7.2.3.1 Field-of-View Estimation in UC
An early step in this pipeline involves estimating the field-of-view and cropping the image to a standard size. The cropping is done with the FSL tool robustfov, which uses a heuristic to first identify the most superior slice that could include the skull, uses a pre-specified distance in mm to select an inferior slice that is expected to be below the cerebellum, and crops everything outside of those slices. The heuristic is based on the quantiles of intensity values, but this heuristic was observed to often fail for data collected with SENSE.
To accommodate scans that failed for this reason, a small amount of noise was added to the entire image, and then the field-of-view was estimated on this degraded image. The field-of-view was then applied to the original image, and that cropped image was provided to fsl_anat (with automated cropping disabled). This workaround was recommended by Mark Jenkinson on the FSL Archives, and it was applied to these subjects.

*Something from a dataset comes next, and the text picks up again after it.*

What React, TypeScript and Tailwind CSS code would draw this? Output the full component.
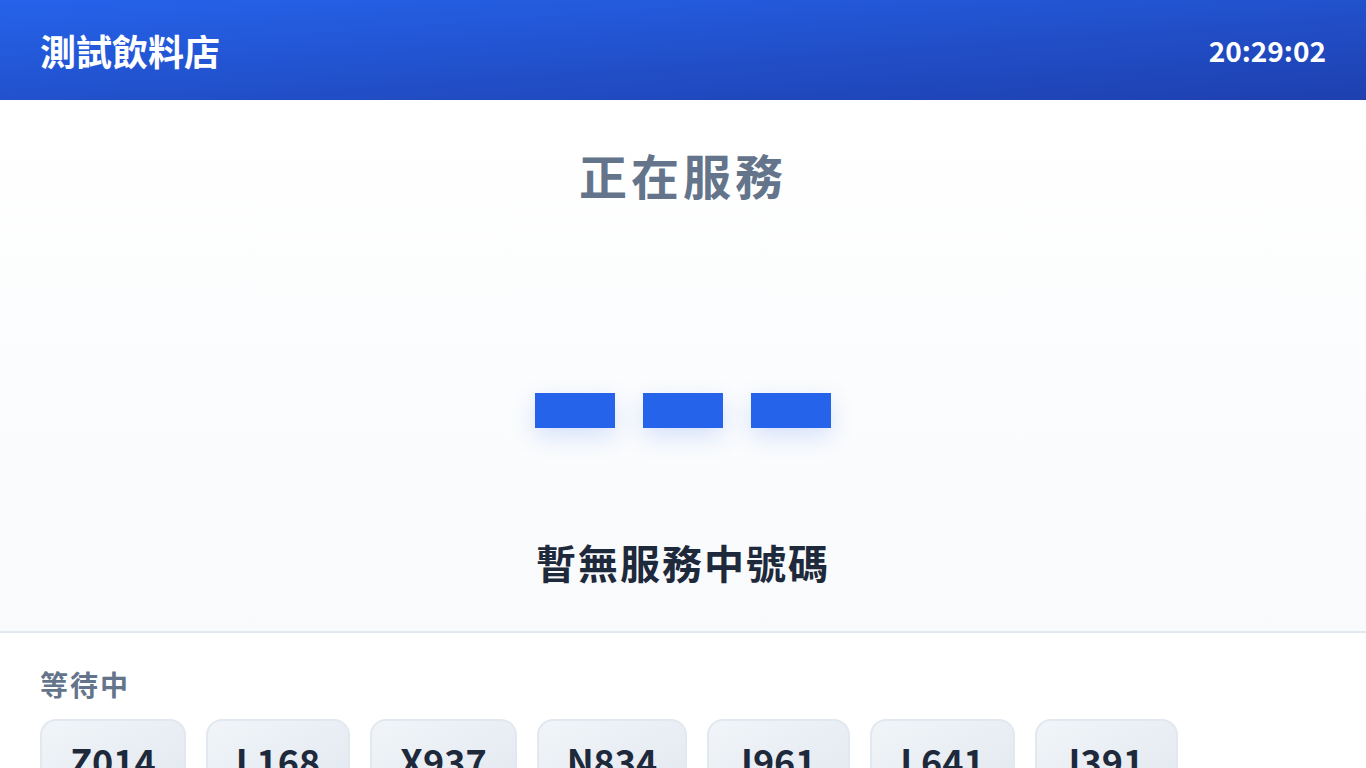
import React from 'react';

const waiting = ['Z014', 'L168', 'X937', 'N834', 'I961', 'L641', 'I391'];

const App: React.FC = () => {
  const now = '20:29:02';

  return (
    <div
      className="min-h-screen bg-white flex flex-col"
      style={{ fontFamily: '"Noto Sans CJK TC", "Noto Sans", sans-serif' }}
    >
      {/* Header */}
      <header className="h-[100px] shrink-0 flex items-center justify-between px-10 bg-gradient-to-br from-[#2563eb] to-[#1e40af]">
        <h1 className="text-[36px] font-bold text-white leading-none">測試飲料店</h1>
        <div className="text-[28px] font-bold text-white leading-none">{now}</div>
      </header>

      {/* Now serving */}
      <main className="h-[533px] shrink-0 flex flex-col items-center bg-gradient-to-b from-white to-[#f8fafc] border-b-2 border-[#e2e8f0]">
        <h2 className="mt-[46px] h-[56px] flex items-center text-[48px] font-bold tracking-[4px] text-[#64748b] leading-none">
          正在服務
        </h2>
        <div className="mt-[191px] h-[35px] flex gap-[28px]" aria-label="---">
          <div className="w-[80px] h-[35px] bg-[#2563eb] shadow-[0_8px_24px_rgba(37,99,235,0.18)]" />
          <div className="w-[80px] h-[35px] bg-[#2563eb] shadow-[0_8px_24px_rgba(37,99,235,0.18)]" />
          <div className="w-[80px] h-[35px] bg-[#2563eb] shadow-[0_8px_24px_rgba(37,99,235,0.18)]" />
        </div>
        <p className="mt-[110px] h-[48px] flex items-center text-[40px] font-bold tracking-[2px] text-[#1e293b] leading-none">
          暫無服務中號碼
        </p>
      </main>

      {/* Waiting queue */}
      <section className="px-10 pt-[35px]">
        <h3 className="h-[32px] flex items-center text-[28px] font-bold tracking-[2px] text-[#64748b] leading-none">
          等待中
        </h3>
        <div className="mt-[19px] flex gap-5">
          {waiting.map((n) => (
            <div
              key={n}
              className="min-w-[143px] px-7 pt-[21px] pb-4 text-center rounded-2xl border-2 border-[#e2e8f0] bg-gradient-to-br from-[#f1f5f9] to-[#e2e8f0]"
            >
              <span className="text-[36px] font-bold text-[#1e293b] leading-none">{n}</span>
            </div>
          ))}
        </div>
      </section>
    </div>
  );
};

export default App;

7.2.3.2 High-Intensity Voxels
A subset of cases exhibited poor alignment to the standard space, with the misalignment driven by high-intensity voxels from outside of the brain. The extreme intensity values may have been driven by relatively high proportions of fatty tissue. For cases where these failures were identified, a mask was generated from the top 1% of voxels, which was then visually inspected to confirm that it did not include any voxels in the brain. That mask was then provided to fsl_anat as a “lesion” mask (via a hidden option), resulting in those voxels being ignored during alignment. In instances where the mask included brain voxels, the fsl_anat results were not included. The list of participants this fix was applied to is here.
7.2.4 Citations
The fsl_anat pipeline relies on several tools that are the products of research by the FMRIB team. If you use these derivatives in your analyses, please follow the instructions for citations here: https://fsl.fmrib.ox.ac.uk/fsl/docs/index.html.
In publications or presentations including data from A2CPS, please include the following statement as attribution:
Data were provided [in part] by the A2CPS Consortium funded by the National Institutes of Health (NIH) Common Fund, which is managed by the Office of the Director (OD)/ Office of Strategic Coordination (OSC). Consortium components and their associated funding sources include Clinical Coordinating Center (U24NS112873), Data Integration and Resource Center (U54DA049110), Omics Data Generation Centers (U54DA049116, U54DA049115, U54DA049113), Multi-site Clinical Center 1 (MCC1) (UM1NS112874), and Multi-site Clinical Center 2 (MCC2) (UM1NS118922).
When using neuroimaging derivatives, please also cite Sadil et al. (2024).